30年放置の元キノコ工場が廃虚に 異臭も、ずさんな対応に憤る住民

茨城県利根町の外観を撮影した画像

茨城県利根町が国の補助金を使い約35年前に整備したキノコ工場が、4年しか使用されずそのまま放置され廃虚となっていることが町や周辺住民への取材で判明した。

町のずさんな管理に近隣住民の不信感が高まっている。

町によると、この施設は国の補助金などで整備された「農林業近代化施設」。

建設費は約1億4400万円で約9500万円の補助金が使われた。

1989年8月から地元のキノコ生産組合が栽培を始めたが、4年で稼働を停止。

再建が困難となったため、95年に競売にかけられ個人に売却された。

しかし、翌96年、農業振興に用いようと町が再び施設を約4116万円で購入した。

近くに住む住民の男性(69)らによると、施設は93年に生産組合が撤退してから約30年そのままの状態で放置されていた。

プラスチックや発泡スチロールのケースが山積みされ、近所の子供たちの遊び道具となっていたという。

そうしたゴミが用水路に流れて異臭が生じ、住民が自主的に清掃をしていた。

男性は「役所に言っても見には来るが、片づけてくれなかった」といらだちをあらわにする。

2016年2月19日には不審火による火災が発生。

取手署によると建物の一部(約20平方メートル)が焼けた。

何者かが侵入し、内壁もはがされている状態だ。

住民は、23年12月ごろから町職員が施設内の木を切ったり粗大ゴミを運んだりしているのを目撃。

24年3月ごろには清掃で白い粉じんが舞っていたという。

古い建物のためアスベスト(石綿)が使用されていないか気掛かりだった。

町などによると、町職員が片づけをしていたのはキクラゲ栽培のために施設を利用したいという土浦市の事業者が現れたからだった。

4月下旬には町が委託した業者が清掃を行い、施設内のがれきが撤去された。

アスベストを含む建物を解体・改修する場合には事前に調査をすることが法律で義務付けられているが、町は「建物の解体ではなく『清掃』なのでアスベストの調査は不要」と判断。

それでも住民の男性は「壁がはがされて解体中のような状態になっていたので調査をして適切に処理をすべきだったのではないか」と町の対応を疑問視している。

結局、土浦市の事業者は8月に辞退を決定。

代表者は取材に「負の遺産を活用して町の助けになればと思っていたが、住民の理解が得られていない中でやることではない」と撤退理由を明かした。
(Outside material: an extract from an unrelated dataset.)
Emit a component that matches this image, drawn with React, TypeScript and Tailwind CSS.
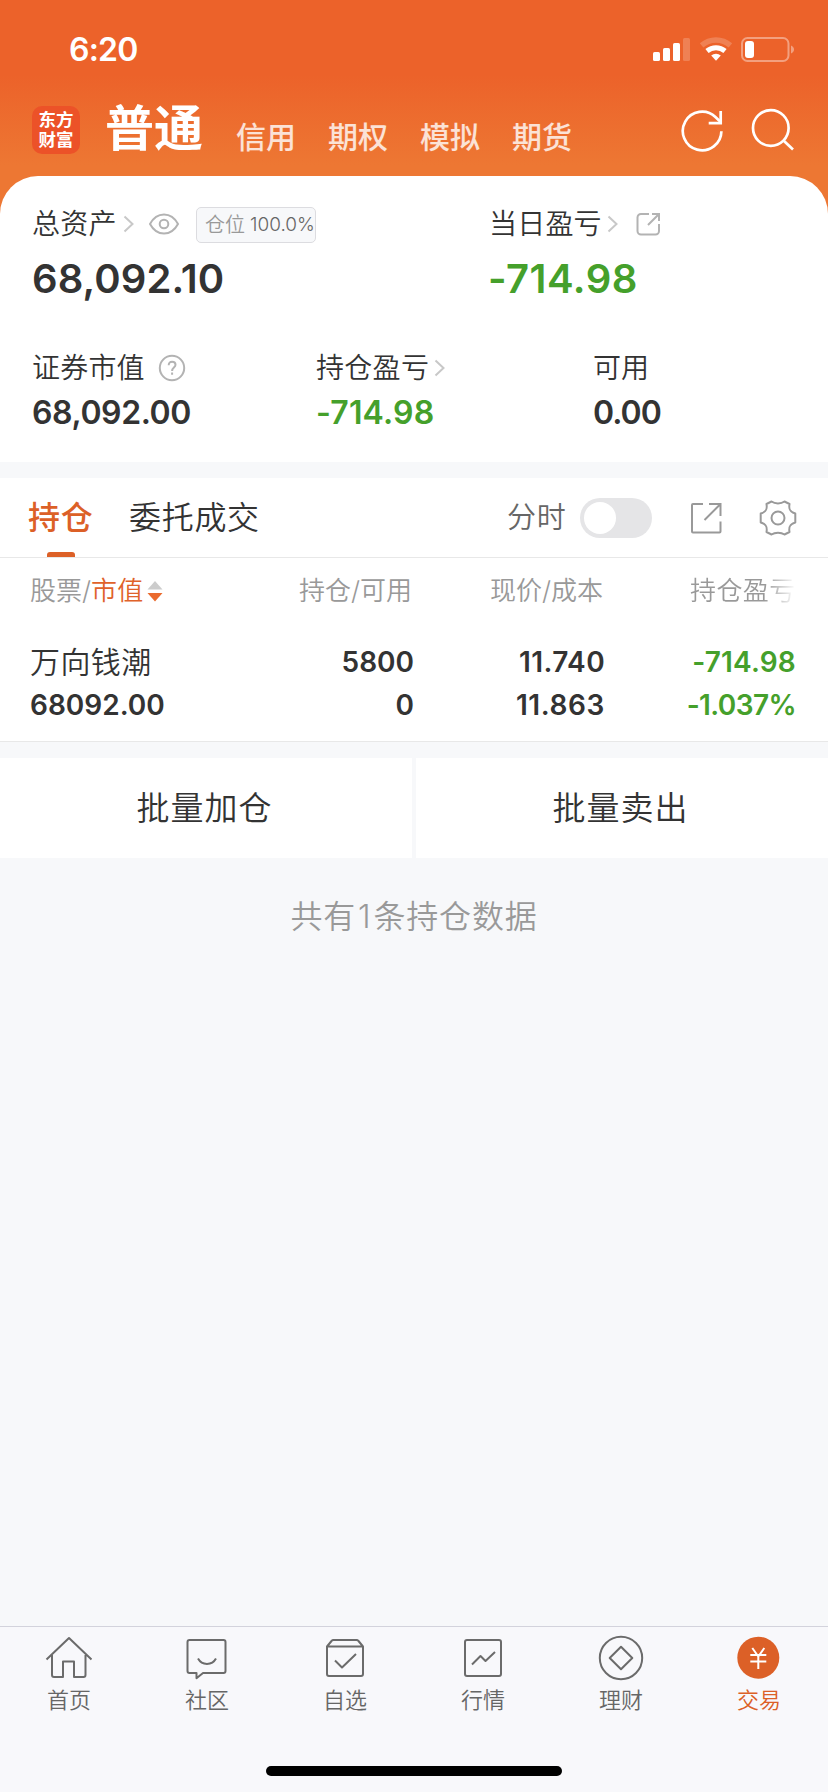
import type { ReactNode } from "react";

const Chevron = () => (
  <svg className="block h-[18px] w-[12px]" viewBox="0 0 12 18" fill="none" stroke="#c8c8c8" strokeWidth="2">
    <path d="M1.5 1.5 9.5 9l-8 7.5" />
  </svg>
);

function StatusBar() {
  return (
    <div className="flex h-[99px] items-center justify-between pr-[34px] pl-[69px]">
      <span className="text-[32px] leading-10 font-semibold tracking-[-0.8px] text-white">6:20</span>
      <svg className="block h-[26px] w-[142px]" viewBox="0 0 142 26">
        <g fill="#fff">
          <rect x="1" y="15" width="7" height="9" rx="1.6" />
          <rect x="11" y="11" width="7" height="13" rx="1.6" />
          <rect x="21" y="6" width="7" height="18" rx="1.6" />
          <rect x="31" y="1" width="7" height="23" rx="1.6" opacity=".2" />
        </g>
        <path d="M49.6 8.4a22 22 0 0 1 28.8 0" fill="none" stroke="#fff" strokeOpacity=".2" strokeWidth="5.4" />
        <path d="M55 14a14 14 0 0 1 18 0" fill="none" stroke="#fff" strokeWidth="5" />
        <path d="M59.2 18.6a7.5 7.5 0 0 1 9.6 0L64 23.8z" fill="#fff" />
        <rect x="90" y="1" width="46.5" height="23" rx="5.5" fill="none" stroke="#fff" strokeOpacity=".4" strokeWidth="2" />
        <rect x="93" y="4" width="9" height="17" rx="3" fill="#fff" />
        <path d="M139 8.5c2 .8 3 2.300 3 4s-1 3.200-3 4z" fill="#fff" fillOpacity=".4" />
      </svg>
    </div>
  );
}

function Header() {
  return (
    <div className="flex h-[77px] pl-8">
      <div className="mt-[7px] flex h-12 w-12 flex-col items-center justify-center rounded-[10px] bg-[#ec5228] text-[17.500px] leading-5 font-bold text-white">
        <span>东方</span>
        <span>财富</span>
      </div>
      <span className="mt-[1px] ml-[25px] w-[104px] text-[49px] leading-[58px] font-bold text-white">普通</span>
      <div className="mt-[20px] ml-[27px] flex gap-8 text-[30px] leading-9 font-medium text-white/80">
        {["信用", "期权", "模拟", "期货"].map((t) => (
          <span key={t} className="w-[60px] whitespace-nowrap">{t}</span>
        ))}
      </div>
      <svg className="mt-[9px] ml-[108px] h-[44px] w-[44px]" viewBox="0 0 44 44" fill="none" stroke="#fff" strokeWidth="2.700">
        <path d="M41.400 23.200A19.300 19.300 0 1 1 35.400 9L40.600 14" />
        <path d="M40.700 3v12.200H28.700" />
      </svg>
      <svg className="mt-[9px] ml-[26px] h-[44px] w-[44px]" viewBox="0 0 44 44" fill="none" stroke="#fff" strokeWidth="2.700">
        <circle cx="20.800" cy="20" r="17.800" />
        <path d="m33.500 32.500 9.500 9" />
      </svg>
    </div>
  );
}

function Summary() {
  return (
    <section className="h-[286px] rounded-t-[38px] bg-white text-[#333]">
      <div className="flex h-[48px] pt-[28px] pl-8">
        <div className="flex h-10 w-[457px] items-center">
          <span className="w-[91px] text-[28px] leading-10 tracking-[0.2px]">总资产</span>
          <Chevron />
          <svg className="ml-[14px] h-[22px] w-[30px]" viewBox="0 0 30 22" fill="none" stroke="#b3b3b3" strokeWidth="2">
            <path d="M1 11C4.500 4.500 9.300 1.500 15 1.500S25.500 4.500 29 11c-3.500 6.500-8.300 9.500-14 9.500S4.500 17.500 1 11z" />
            <circle cx="15" cy="11" r="4.300" />
          </svg>
          <div className="mt-[1px] ml-[17px] flex h-9 w-[120px] items-center rounded-[5px] border border-[#dcdce0] bg-[#f7f8fa] pl-2 whitespace-nowrap text-[#666]">
            <span className="text-[20px] leading-8 text-[#999]">仓位</span>
            <span className="ml-[5px] text-[19px] leading-8">100.0%</span>
          </div>
        </div>
        <div className="flex h-10 items-center">
          <span className="w-[118px] text-[28px] leading-10 tracking-[0.200px]">当日盈亏</span>
          <Chevron />
          <svg className="ml-[17px] h-[24px] w-[24px]" viewBox="0 0 24 24" fill="none" stroke="#b3b3b3" strokeWidth="2">
            <path d="M13 2H5a3.500 3.500 0 0 0-3.500 3.500V19A3.500 3.500 0 0 0 5 22.500h14.500A3.500 3.500 0 0 0 23 19v-7" />
            <path d="M16 2h7v7M23 2 12 13" />
          </svg>
        </div>
      </div>
      <div className="flex h-[88px] pt-[31px] pl-8 text-[40px] leading-[48px] font-semibold">
        <span className="w-[456px] tracking-[0.100px]">68,092.10</span>
        <span className="tracking-[0.500px] text-[#45a02b]">-714.98</span>
      </div>
      <div className="flex pt-[36px] pl-8 text-[28px] leading-10">
        <div className="w-[284px]">
          <div className="flex items-center">
            <span className="w-[126px] tracking-[0.200px]">证券市值</span>
            <svg className="h-[28px] w-[28px]" viewBox="0 0 28 28" fill="none" stroke="#b3b3b3" strokeWidth="2">
              <circle cx="14" cy="14" r="12.200" />
              <path d="M10.700 11.300c0-2.200 1.300-3.600 3.400-3.600s3.400 1.200 3.400 3.100c0 2.700-3.400 2.900-3.400 6.100M14.100 18.500v2.300" />
            </svg>
          </div>
          <div className="mt-[5px] text-[32px] font-semibold tracking-[-0.400px]">68,092.00</div>
        </div>
        <div className="w-[277px]">
          <div className="flex items-center">
            <span className="w-[118px] tracking-[0.300px]">持仓盈亏</span>
            <Chevron />
          </div>
          <div className="mt-[5px] text-[32px] font-semibold tracking-[0.200px] text-[#45a02b]">-714.98</div>
        </div>
        <div>
          <div>可用</div>
          <div className="mt-[5px] text-[32px] font-semibold tracking-[-1px]">0.00</div>
        </div>
      </div>
    </section>
  );
}

function Toolbar() {
  return (
    <div className="flex h-20 border-b border-[#e8e8e8] text-[32px] leading-[80px] tracking-[0.700px]">
      <div className="ml-[28px] flex w-[66px] flex-col">
        <span className="h-[74px] font-medium text-[#dc6027]">持仓</span>
        <span className="ml-[19px] h-[5px] w-7 rounded-t-[3px] bg-[#dc6027]" />
      </div>
      <span className="ml-[35px] w-[378px] text-[#333]">委托成交</span>
      <span className="w-[73px] text-[29px] leading-[80px] text-[#666]">分时</span>
      <div className="mt-5 flex h-10 w-[72px] items-center rounded-full bg-[#e5e5e7] pl-1">
        <span className="h-8 w-8 rounded-full bg-white" />
      </div>
      <svg className="mt-[24px] ml-[38px] h-[32px] w-[32px]" viewBox="0 0 32 32" fill="none" stroke="#999" strokeWidth="2">
        <path d="M13 2H3a1 1 0 0 0-1 1v26.500a1 1 0 0 0 1 1h26.500a1 1 0 0 0 1-1V19.500" />
        <path d="M19 2h11.500v12M30 2.500 14.500 18" />
      </svg>
      <svg className="mt-[21px] ml-[36px] h-[38px] w-[40px]" viewBox="-20 -19 40 38" fill="none" stroke="#999" strokeWidth="2" strokeLinejoin="round">
        <path d="M-6.500-16.500C-3-14 3-14 6.500-16.500L11.500-14C10.500-8.500 12-6 17.300-4.500V4.500C12 6 10.500 8.500 11.500 14L6.500 16.500C3 14-3 14-6.500 16.500L-11.500 14C-10.500 8.500-12 6-17.300 4.500V-4.500C-12-6-10.500-8.500-11.500-14z" />
        <circle r="6.500" />
      </svg>
    </div>
  );
}

const Cell = ({ a, b, className }: { a: ReactNode; b: ReactNode; className: string }) => (
  <div className={className}>
    <div className="h-[43px]">{a}</div>
    <div className="h-[43px]">{b}</div>
  </div>
);

function Holdings() {
  return (
    <section className="h-[184px] border-b border-[#e8e8e8] text-[#333]">
      <div className="flex h-[83px] pl-[30px] text-[26px] leading-[65px] text-[#999]">
        <div className="flex w-[184px] items-center self-start">
          <span>股票/</span>
          <span className="tracking-[0.200px] text-[#e0622a]">市值</span>
          <svg className="ml-[4px] h-[22px] w-4" viewBox="0 0 16 22">
            <path d="M8 1l7.500 8.500H.5z" fill="#ccc" />
            <path d="M8 21.500l7.500-8.500H.5z" fill="#ea6a2e" />
          </svg>
        </div>
        <span className="w-[198px] text-right">持仓/可用</span>
        <span className="w-[191px] text-right">现价/成本</span>
        <span className="ml-[87px] bg-linear-to-r from-[#999] from-70% to-[#fff] bg-clip-text tracking-[0.400px] whitespace-nowrap text-transparent">持仓盈亏</span>
      </div>
      <div className="flex pl-[30px] text-[28px] leading-[43px] font-semibold">
        <Cell className="w-[184px]" a={<span className="text-[30px] font-[350] tracking-[0.400px]">万向钱潮</span>} b="68092.00" />
        <Cell className="w-[200px] text-right" a="5800" b="0" />
        <Cell
          className="w-[191px] text-right"
          a={<span className="tracking-[0.400px]">11.740</span>}
          b={<span className="tracking-[0.600px]">11.863</span>}
        />
        <Cell
          className="w-[191px] text-right text-[#45a02b]"
          a={<span className="tracking-[0.200px]">-714.98</span>}
          b={<span className="tracking-[-0.600px]">-1.037%</span>}
        />
      </div>
    </section>
  );
}

const tabs: { label: string; icon: ReactNode; active?: boolean }[] = [
  {
    label: "首页",
    icon: <path d="M1.500 24.500 24 3l22.500 21.500M7 20v20a2 2 0 0 0 2 2h9V26.500h11V42h9.500a2 2 0 0 0 2-2V20" />,
  },
  {
    label: "社区",
    icon: (
      <>
        <path d="M6.500 5h34a2 2 0 0 1 2 2v29a2 2 0 0 1-2 2H20l-6.500 5.200V38h-7a2 2 0 0 1-2-2V7a2 2 0 0 1 2-2z" />
        <path d="M15 23.500c4 7.200 14 7.200 18 0" />
      </>
    ),
  },
  {
    label: "自选",
    icon: (
      <>
        <path d="M6 11.500h36V39a2 2 0 0 1-2 2H8a2 2 0 0 1-2-2V11.500L10.500 6a2.500 2.500 0 0 1 2-1h23a2.500 2.500 0 0 1 2 1l4.500 5.500" />
        <path d="m14 25.500 7 7L35 19" />
      </>
    ),
  },
  {
    label: "行情",
    icon: (
      <>
        <rect x="6" y="5" width="36" height="36" rx="2" />
        <path d="m13 29.500 8.500-8.500 5 5L36 17" />
      </>
    ),
  },
  {
    label: "理财",
    icon: (
      <>
        <circle cx="24" cy="23" r="21.200" />
        <path d="M24 11.800 35.300 23 24 34.200 12.700 23z" />
      </>
    ),
  },
  {
    label: "交易",
    active: true,
    icon: (
      <>
        <circle cx="23.300" cy="22.700" r="21" fill="#dc6027" stroke="none" />
        <path d="m17.300 13 6 8.500 6-8.500M23.300 21.500v12.500M15.300 20h16M15.300 26.500h16" stroke="#fff" />
      </>
    ),
  },
];

function TabBar() {
  return (
    <nav className="flex h-[166px] flex-col border-t border-[#d3d3dc] bg-[#f8f8fb]">
      <div className="grid h-[139px] grid-cols-6">
        {tabs.map((t) => (
          <div key={t.label} className="flex flex-col items-center pt-[8px]">
            <svg className="h-12 w-12" viewBox="0 0 48 48" fill="none" stroke="#6b6b6b" strokeWidth="2" strokeLinejoin="round">
              {t.icon}
            </svg>
            <span className={t.active ? "mt-[1px] text-[22px] leading-8 text-[#dc6027]" : "mt-[1px] text-[22px] leading-8 text-[#666]"}>{t.label}</span>
          </div>
        ))}
      </div>
      <div className="mx-auto h-[10px] w-[296px] rounded-full bg-black" />
    </nav>
  );
}

export default function App() {
  return (
    <div className="flex h-[1792px] w-[828px] flex-col overflow-hidden bg-[#f7f8fa] font-['Inter','Noto_Sans_CJK_SC',sans-serif] font-[350]" lang="zh-CN">
      <div className="bg-[linear-gradient(180deg,#ec622a_0,#ec622a_75px,#ed7733_165px,#ed7733_100%)]">
        <StatusBar />
        <Header />
        <Summary />
      </div>
      <main className="mt-4 flex-1">
        <div className="bg-white">
          <Toolbar />
          <Holdings />
        </div>
        <div className="mt-4 flex h-[100px] gap-1 text-center text-[33px] leading-[99px] tracking-[1px] text-[#333]">
          <button className="flex-1 bg-white pr-[3px]">批量加仓</button>
          <button className="flex-1 bg-white pr-[3px]">批量卖出</button>
        </div>
        <p className="mt-[39px] text-center text-[32px] leading-10 tracking-[0.800px] text-[#999]">
          共有<span className="mx-[2px]">1</span>条持仓数据
        </p>
      </main>
      <TabBar />
    </div>
  );
}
町は9月にアスベスト調査を実施し、壊れた壁などからアスベストが検出された。

町は「解体工事などをしなければ飛散する可能性はほとんどなく、人体への影響はない」という見解だ。

町農業政策課の担当者は施設を長年放置してきた理由について「誰も手をつけようとする人がいなかった。苦情もあったが、当時は深刻なものと捉えていなかった」と釈明している。

住民157人は施設の早期除却や町の手続きの検証などを求める請願を町議会に提出し、12月に採択された。

町は当初費用面から施設の除却に否定的な考えを示していたが、住民の求めに応じて1月23日に解体を決定。

2月1日に報告会を開き住民に説明する。

ただ、解体時期や予算内で建物全てを解体できるかなどは決まっておらず今後検討する。

町に対応を求めてきた男性は「30年以上放置していて管理できていなかった施設は早期に全てを解体するべきだ。一部解体では全く話にならない」と話している。